Some dude name Todd Seavey thinks bleeding heart libertarianism is evil. See here and here. I’ve read those two posts a few times, and my most charitable reconstruction of his argument against BHL goes as follows:
- Therefore, BHL is wrong and evil. [From 1-3.]
From his posts, I can see alternative interpretations of his main argument (e.g., some professor at Brown annoyed him, so therefore BHL is evil), but I believe in being charitable. None of the alternative reconstructions of his argument are more plausible than the one posted above.
In Bryan Caplan’s thread on this here, there’s a useful comment from David Friedman:
My complaint about the BHL, as may be obvious from the exchanges now going on, is that they insist that social justice ought to be part of libertarianism but are unwilling to tell us what it means. As far as I can judge by observations of usage, “social justice” means “ideas of justice that appeal to left wingers,” and its practical implication is the rule that, with regard to any issue at all, the first question to ask is how it affects the poor.
Part of me wonders whether this is deliberative obtuseness. Libertarians often adopt an (ineffective) rhetorical strategy from Hayek: Whenever someone says “social justice”, respond that you don’t know what she is talking about. I think it’s weird for David Friedman to say he doesn’t know what we’re talking about, since we’ve defined the term many times here. Let’s define it again.
Here’s a rather generic definition:
Social justice is a moral standard by which some people judge political and economic institutions. Advocates of social justice believe the moral justification of our institutions depends on well these institutions serve the interests of the poor and least advantaged. The basic institutions of society must sufficiently benefit all, including the least advantaged and most vulnerable members of society.
What makes neoclassical liberals distinct from hard libertarians?

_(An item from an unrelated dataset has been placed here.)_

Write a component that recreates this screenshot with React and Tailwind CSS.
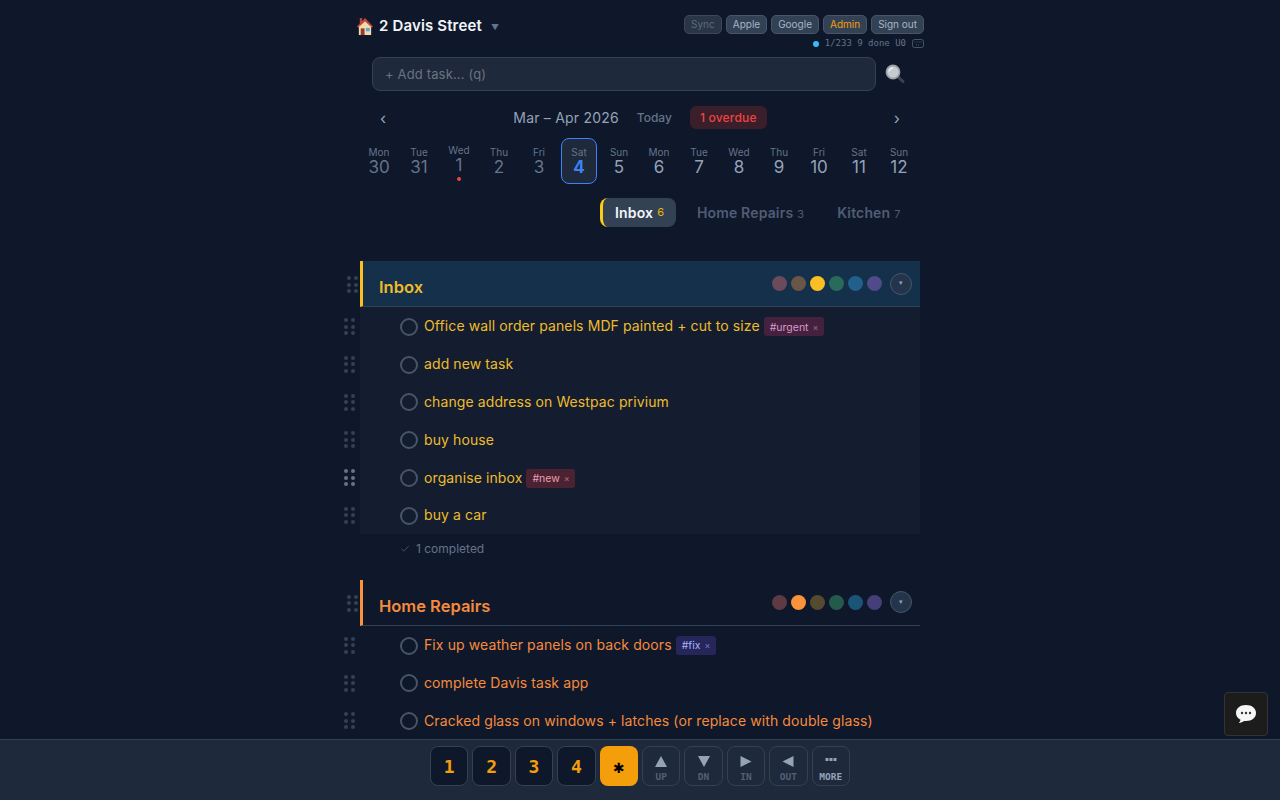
import { Check } from 'lucide-react';

const days = [
  ['Mon', 30, 'past'], ['Tue', 31, 'past'], ['Wed', 1, 'overdue'], ['Thu', 2, 'past'], ['Fri', 3, 'past'],
  ['Sat', 4, 'today'], ['Sun', 5], ['Mon', 6], ['Tue', 7], ['Wed', 8], ['Thu', 9], ['Fri', 10], ['Sat', 11], ['Sun', 12],
];

const tagStyles = {
  urgent: 'bg-[#43213f] text-[#d99bc8]',
  new: 'bg-[#4a2232] text-[#eba0b2]',
  fix: 'bg-[#26265a] text-[#a5b4fc]',
};

function Grip({ bright, className }) {
  return (
    <div className={'grid grid-cols-2 gap-x-[3px] gap-y-[2.5px] ' + className}>
      {[0, 1, 2, 3, 4, 5].map((i) => (
        <span key={i} className={'size-[4px] rounded-full ' + (bright ? 'bg-[#64748b]' : 'bg-[#334155]')} />
      ))}
    </div>
  );
}

function House() {
  return (
    <svg width="18" height="19" viewBox="0 0 19 20" className="shrink-0">
      <rect x="4" y="1" width="2.5" height="6" fill="#b5463a" />
      <rect x="3" y="9" width="13" height="10" fill="#f3d9ac" />
      <path d="M9.5 1 L1 10 L2.6 11.2 L9.5 4.4 L16.4 11.2 L18 10 Z" fill="#c9443a" />
      <path d="M9.5 4.4 L16 10.5 L3 10.5 Z" fill="#f3d9ac" />
      <rect x="5" y="12" width="4" height="7" fill="#8a3f2c" />
      <rect x="10.5" y="11.5" width="4" height="3.5" fill="#5aa7d8" />
    </svg>
  );
}

function Magnifier() {
  return (
    <svg width="20" height="20" viewBox="0 0 20 20">
      <path d="M12 12 L18 17.5" stroke="#3f444b" strokeWidth="3" strokeLinecap="round" />
      <circle cx="8" cy="8" r="6.6" fill="#c6cbd1" stroke="#9a9fa6" strokeWidth="1.6" />
      <path d="M4.2 7.5 A4 4 0 0 1 8 4" stroke="#eef0f2" strokeWidth="1.6" fill="none" />
    </svg>
  );
}

function Task({ text, tag, color, bright }) {
  return (
    <div className="relative flex h-[37.8px] items-center pl-[40px]">
      <Grip bright={bright} className="absolute left-[-16px] top-[11px]" />
      <span className="size-[18px] shrink-0 translate-y-[1px] rounded-full border-2 border-[#475569]" />
      <span className={'ml-[6px] text-[14px] tracking-[0.1px] ' + color}>{text}</span>
      {tag && (
        <span className={'ml-[4px] flex h-[19px] translate-y-[1px] items-center gap-[4px] rounded-[3px] pl-[6px] pr-[5.5px] pt-px text-[10.5px] ' + tagStyles[tag]}>
          #{tag}
          <span className="text-[9px] opacity-60">×</span>
        </span>
      )}
    </div>
  );
}

function Section({ title, swatches, tasks, color, barColor, headerBg, bodyBg }) {
  return (
    <section>
      <div className={'relative flex h-[46px] items-center justify-between border-b border-[#334155] border-l-[3px] pl-[16px] pr-[8px] ' + barColor + ' ' + headerBg}>
        <Grip className="absolute left-[-16px] top-[15px]" />
        <h2 className={'translate-y-[4px] text-[16.5px] font-semibold ' + color}>{title}</h2>
        <div className="flex items-center">
          <div className="flex gap-[4px]">
            {swatches.map((c) => (
              <span key={c} className={'size-[15px] rounded-full ' + c} />
            ))}
          </div>
          <button className="ml-[8px] flex size-[22px] items-center justify-center rounded-full border border-[#475569] bg-[#24344a] text-[7px] text-[#94a3b8]">▾</button>
        </div>
      </div>
      <div className={bodyBg}>
        {tasks.map((t) => (
          <Task key={t.text} {...t} color={color} />
        ))}
      </div>
    </section>
  );
}

const inbox = [
  { text: 'Office wall order panels MDF painted + cut to size', tag: 'urgent' },
  { text: 'add new task' },
  { text: 'change address on Westpac privium' },
  { text: 'buy house' },
  { text: 'organise inbox', tag: 'new', bright: true },
  { text: 'buy a car' },
];

const repairs = [
  { text: 'Fix up weather panels on back doors', tag: 'fix' },
  { text: 'complete Davis task app' },
  { text: 'Cracked glass on windows + latches (or replace with double glass)' },
];

const moves = [
  ['M6 0 L12 11 L0 11 Z', 'UP'],
  ['M0 0 L12 0 L6 11 Z', 'DN'],
  ['M0.5 0 L11.5 5.5 L0.5 11 Z', 'IN'],
  ['M11.5 0 L0.5 5.5 L11.5 11 Z', 'OUT'],
  ['M0.5 2 H3.5 V5 H0.5 Z M4.5 2 H7.5 V5 H4.5 Z M8.5 2 H11.5 V5 H8.5 Z', 'MORE'],
];

export default function App() {
  return (
    <div className="relative flex h-screen flex-col overflow-hidden bg-[#0f172a] [font-family:Inter,sans-serif]">
      <main className="mx-auto min-h-0 w-[600px] flex-1 overflow-hidden px-[16px]">
        <header className="flex justify-between pt-[15px]">
          <div className="flex h-[22px] items-center">
            <House />
            <span className="ml-[5px] text-[15px] font-semibold tracking-[0.15px] text-[#f1f5f9]">2 Davis Street</span>
            <span className="ml-[9px] translate-y-[1px] text-[8px] text-[#64748b]">▼</span>
          </div>
          <div>
            <div className="flex justify-end gap-[4px]">
              {['Sync', 'Apple', 'Google', 'Admin', 'Sign out'].map((b) => (
                <button
                  key={b}
                  className={'h-[19px] rounded-[5px] border px-[6px] text-[10px] ' +
                    (b === 'Sync'
                      ? 'border-[#3a4759] bg-[#2a3648] text-[#5b6a80]'
                      : 'border-[#475569] bg-[#334155] ' + (b === 'Admin' ? 'text-[#f59e0b]' : 'text-[#a8b4c6]'))}
                >
                  {b}
                </button>
              ))}
            </div>
            <div className="mt-[4px] flex h-[11px] items-center justify-end text-[9px] text-[#64748b] [font-family:'DejaVu_Sans_Mono',monospace]">
              <span className="mr-[6px] size-[6px] rounded-full bg-[#38bdf8]" />
              1/233 9 done U0
              <svg width="12" height="9" viewBox="0 0 12 9" className="ml-[6px]">
                <rect x="0.5" y="0.5" width="11" height="8" rx="2" fill="none" stroke="#475569" />
                <path d="M2.5 3 H9.5 M4 6 H8" stroke="#475569" strokeDasharray="1 1" />
              </svg>
            </div>
          </div>
        </header>

        <div className="mt-[8px] flex items-center pl-[16px]">
          <div className="flex h-[34px] w-[504px] items-center rounded-[8px] border border-[#334155] bg-[#1e293b] px-[12px] pt-px text-[13px] tracking-[0.15px] text-[#6b7280]">
            + Add task... (q)
          </div>
          <span className="ml-[9px]"><Magnifier /></span>
        </div>

        <div className="mt-[15px] flex h-[23px] items-center justify-between pl-[24px] pr-[24px] text-[#94a3b8]">
          <span className="text-[16px]">‹</span>
          <div className="flex items-center">
            <span className="text-[14px] tracking-[0.2px]">Mar – Apr 2026</span>
            <span className="ml-[18px] text-[12px] font-medium text-[#64748b]">Today</span>
            <span className="ml-[18px] flex h-[23px] items-center rounded-[6px] bg-[#3a1e2a] px-[10px] text-[12px] font-medium tracking-[0.2px] text-[#ef4444]">1 overdue</span>
          </div>
          <span className="text-[16px]">›</span>
        </div>

        <div className="mt-[9px] ml-[3px] grid w-[560px] grid-cols-14">
          {days.map(([name, num, state]) => (
            <div key={name + num} className="flex h-[46px] justify-center">
              <div
                className={'relative flex w-[36px] flex-col items-center rounded-[8px] border ' +
                  (state === 'today' ? 'border-[#3b82f6] bg-[#1e293b] ' : 'border-transparent ') +
                  (state === 'overdue' ? 'pt-[5px]' : 'pt-[7px]')}
              >
                <span className="text-[10px] leading-[12px] text-[#64748b]">{name}</span>
                <span
                  className={'text-[17px] leading-[18px] ' +
                    (state === 'today' ? 'font-bold text-[#3b82f6]' : state ? 'text-[#64748b]' : 'text-[#94a3b8]')}
                >
                  {num}
                </span>
                {state === 'overdue' && <span className="mt-[3px] size-[4px] rounded-full bg-[#ef4444]" />}
              </div>
            </div>
          ))}
        </div>

        <div className="mt-[14px] flex h-[29px] items-center pl-[244px] text-[14px] font-semibold tracking-[0.15px] text-[#4f5d75]">
          <div className="flex h-[29px] w-[76px] items-center rounded-[8px] border-l-[3px] border-[#facc15] bg-[#334155] pl-[12px] text-[#f1f5f9]">
            Inbox<span className="ml-[4px] text-[11px] font-normal text-[#eab308]">6</span>
          </div>
          <span className="ml-[21px]">Home Repairs<span className="ml-[4px] text-[11px] font-normal">3</span></span>
          <span className="ml-[33px]">Kitchen<span className="ml-[4px] text-[11px] font-normal">7</span></span>
        </div>

        <div className="ml-[4px] mt-[34px] w-[560px]">
          <Section
            title="Inbox"
            color="text-[#edbc2c]"
            barColor="border-l-[#fbbf24]"
            headerBg="bg-[#15304a]"
            bodyBg="bg-[#141c2f]"
            swatches={['bg-[#6b4a5c]', 'bg-[#695648]', 'bg-[#fbbf24]', 'bg-[#2a6a5a]', 'bg-[#20608a]', 'bg-[#504a8a]']}
            tasks={inbox}
          />
          <div className="flex h-[30px] items-center pl-[40px] text-[12px] text-[#64748b]">
            <Check size={10} strokeWidth={1.5} />
            <span className="ml-[6px]">1 completed</span>
          </div>
          <div className="mt-[16px]">
            <Section
              title="Home Repairs"
              color="text-[#f58b3c]"
              barColor="border-l-[#fb923c]"
              headerBg=""
              bodyBg=""
              swatches={['bg-[#5e3a45]', 'bg-[#fb923c]', 'bg-[#544a30]', 'bg-[#245a4c]', 'bg-[#1c5478]', 'bg-[#463e78]']}
              tasks={repairs}
            />
          </div>
        </div>
      </main>

      <footer className="flex h-[61px] shrink-0 justify-center gap-[4px] border-t border-[#334155] bg-[#1e293b] pt-[6px] [font-family:'DejaVu_Sans_Mono',monospace]">
        {['1', '2', '3', '4'].map((n) => (
          <button key={n} className="h-[40px] w-[38.4px] rounded-[8px] border border-[#334155] bg-[#0f172a] text-[18px] font-bold text-[#f59e0b]">{n}</button>
        ))}
        <button className="h-[40px] w-[38.4px] rounded-[8px] bg-[#f59e0b] text-[18px] font-bold text-black">✱</button>
        {moves.map(([d, label]) => (
          <button key={label} className="flex h-[40px] w-[38.4px] flex-col items-center rounded-[8px] border border-[#334155] pt-[9px]">
            <svg width="12" height="11" viewBox="0 0 12 11">
              <path d={d} fill="#94a3b8" />
            </svg>
            <span className={'mt-[4px] text-[9.5px] font-bold leading-[12px] ' + (label === 'MORE' ? 'text-[#94a3b8]' : 'text-[#526077]')}>{label}</span>
          </button>
        ))}
      </footer>

      <button className="absolute bottom-[64px] right-[12px] flex size-[44px] items-center justify-center rounded-[4px] border border-[#333] bg-[#1c1c1c]">
        <svg width="24" height="24" viewBox="0 0 24 24">
          <path d="M12 3 C6 3 2 6.4 2 11 C2 14 3.8 16.4 6.5 17.8 C6.3 19 5.6 20.2 4.8 21 C6.8 20.8 8.8 20 10 19 C10.6 19 11.3 19 12 19 C18 19 22 15.6 22 11 C22 6.4 18 3 12 3 Z" fill="#f5f5f5" />
          <circle cx="8" cy="11" r="1.2" fill="#333" />
          <circle cx="12" cy="11" r="1.2" fill="#333" />
          <circle cx="16" cy="11" r="1.2" fill="#333" />
        </svg>
      </button>
    </div>
  );
}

Neoclassical liberals believe just social institutions must tend to benefit all, especially the most vulnerable members of society. Neoclassical liberals believe that liberal market societies are the best means to realize the goals of social justice. They advocate a high growth free market economy—with minimal barriers to entry, few or no immigration and labor restrictions, and little regulation—in part because they regard this as the way to fight poverty.

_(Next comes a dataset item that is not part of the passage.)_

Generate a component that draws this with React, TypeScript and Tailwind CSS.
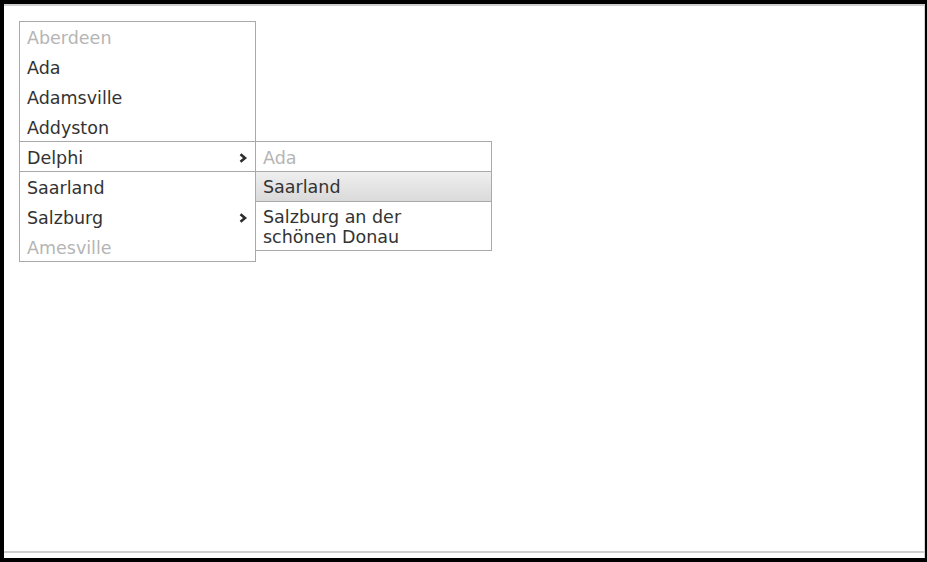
import React from "react";

type Item = {
  label: string;
  disabled?: boolean;
  sub?: boolean;
  open?: boolean;
};

const items: Item[] = [
  { label: "Aberdeen", disabled: true },
  { label: "Ada" },
  { label: "Adamsville" },
  { label: "Addyston" },
  { label: "Delphi", sub: true, open: true },
  { label: "Saarland" },
  { label: "Salzburg", sub: true },
  { label: "Amesville", disabled: true },
];

function Chevron() {
  return (
    <svg width="8" height="10" viewBox="0 0 8 10" className="shrink-0">
      <path d="M1.5 1.2 L6 5 L1.5 8.8" fill="none" stroke="#2e2e2e" strokeWidth="2.6" />
    </svg>
  );
}

function rowHeight(i: number) {
  if (i < 4) return "h-[29.75px]";
  if (i === 4) return "h-[31px] border-y border-[#a9a9a9]";
  return "h-[29.67px]";
}

export default function App() {
  return (
    <div className="w-[927px] h-[562px] bg-black pt-[4px] pl-[4px] pr-[2px] pb-[4px] font-['DejaVu_Sans',sans-serif]">
      <div className="h-full bg-white border-r border-[#d4d4d4] flex flex-col">
        <div className="h-[2px] bg-[#cfcfcf]" />
        <div className="flex-1 p-[15px]">
          <div className="relative w-[237px] border border-[#a9a9a9] bg-white text-[17.5px]">
            {items.map((it, i) => (
              <div
                key={it.label}
                className={`box-border flex items-center justify-between pl-[7px] pr-[8px] pt-[3px] ${rowHeight(i)} ${
                  it.disabled ? "text-[#b5b5b5]" : "text-[#333]"
                }`}
              >
                <span>{it.label}</span>
                {it.sub && <Chevron />}
              </div>
            ))}

            {/* flyout */}
            <div className="absolute left-[235px] top-[119px] w-[237px] border border-[#a9a9a9] bg-white">
              <div className="box-border h-[29px] flex items-center pl-[7px] pt-[3px] text-[#b5b5b5]">Ada</div>
              <div className="box-border h-[31px] flex items-center pl-[7px] pt-[2px] text-[#333] border-y border-[#a9a9a9] bg-gradient-to-b from-[#efefef] to-[#dadada]">
                Saarland
              </div>
              <div className="pt-[5px] pb-[3px] pl-[7px] text-[#333] leading-[20px]">
                Salzburg an der
                <br />
                schönen Donau
              </div>
            </div>
          </div>
        </div>
        <div className="h-[2px] bg-[#cfcfcf]" />
        <div className="h-[5px]" />
      </div>
    </div>
  );
}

But, the hard libertarian objects, doesn’t a commitment to social justice automatically entail a commitment to an extensive welfare state? No, as I explained here.
What does a commitment to social justice actually mean? Well, partly it depends upon what particular theory of social justice you endorse. But Kevin Vallier and I like to illustrate it via counterfactuals. See here (Kevin) and here (me). I’ll quote and slightly modify my own post because it’s shorter.

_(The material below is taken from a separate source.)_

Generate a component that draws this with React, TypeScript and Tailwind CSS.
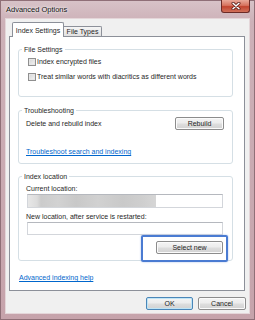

I have a thought experiment for you.
This is directed at libertarians…
Imagine that your empirical beliefs about economics have been disconfirmed. Imagine that a bunch of economists provide compelling evidence that life in a strictly libertarian polity would go badly. Imagine that they showed conclusively that if people everywhere were to live in a Nozickian minimal state or a Rothbardian anarcho-capitalist civil society, with everyone strictly observing property right rules, that 10% of people would starve (through no fault of their own), 80% would be near subsistence (through no fault of their own), and only 10% would prosper. However, imagine that they also show that in a liberal social democracy with significant redistribution or social insurance, most people would prosper, just as many people living in such welfare states are doing pretty well right now.
If you are a hard libertarian, you respond to this thought experiment by saying, “Well, that’s too bad things turned out that way. But, still, everyone did the right thing by observing property rights, and they should continue to do so.” (If you are bad at understanding thought experiments, you say, “That’s unrealistic.” In response, see here.)
If you have at least some concern for social justice, you respond by saying, “If that happened, that would be strong grounds to change the economic regime. In that kind of society, it’s unreasonable to ask people to observe the basic institutions and rules. They have a legitimate complaint that the rules works as if they were rigged against them. Perhaps we’d need to tweak property rights conventions. Perhaps we’d even need some sort of redistribution, if that’s what it took.”
When you see what social justice is really all about, you realize how it’s a rather low stakes item ideologically. Yes, certain conceptions of social justice are incompatible with a commitment to property rights and economic liberty. (Fortunately, those conceptions are wrong, or so I would argue.) But it’s pretty easy for classical liberals to adopt some conception of social justice. That’s one reason why it’s so damaging to the “ism” when they reject it. They appear to say, “Property rights, no matter what, thought the sky falls.”
Yet once they admit that we shouldn’t respect property rights thought the sky falls, then the question is just to what degree the legitimacy of property rights depends on how well they serve innocent people’s interests.
You might think that BHL is rather statist, especially after reading Tomasi’s book. One commentator on Caplan’s blog said that BHL’ers just have a weak grasp of public choice. (I’m rather confident that doesn’t apply to me.) I’m more or less an anarchist, for what that’s worth.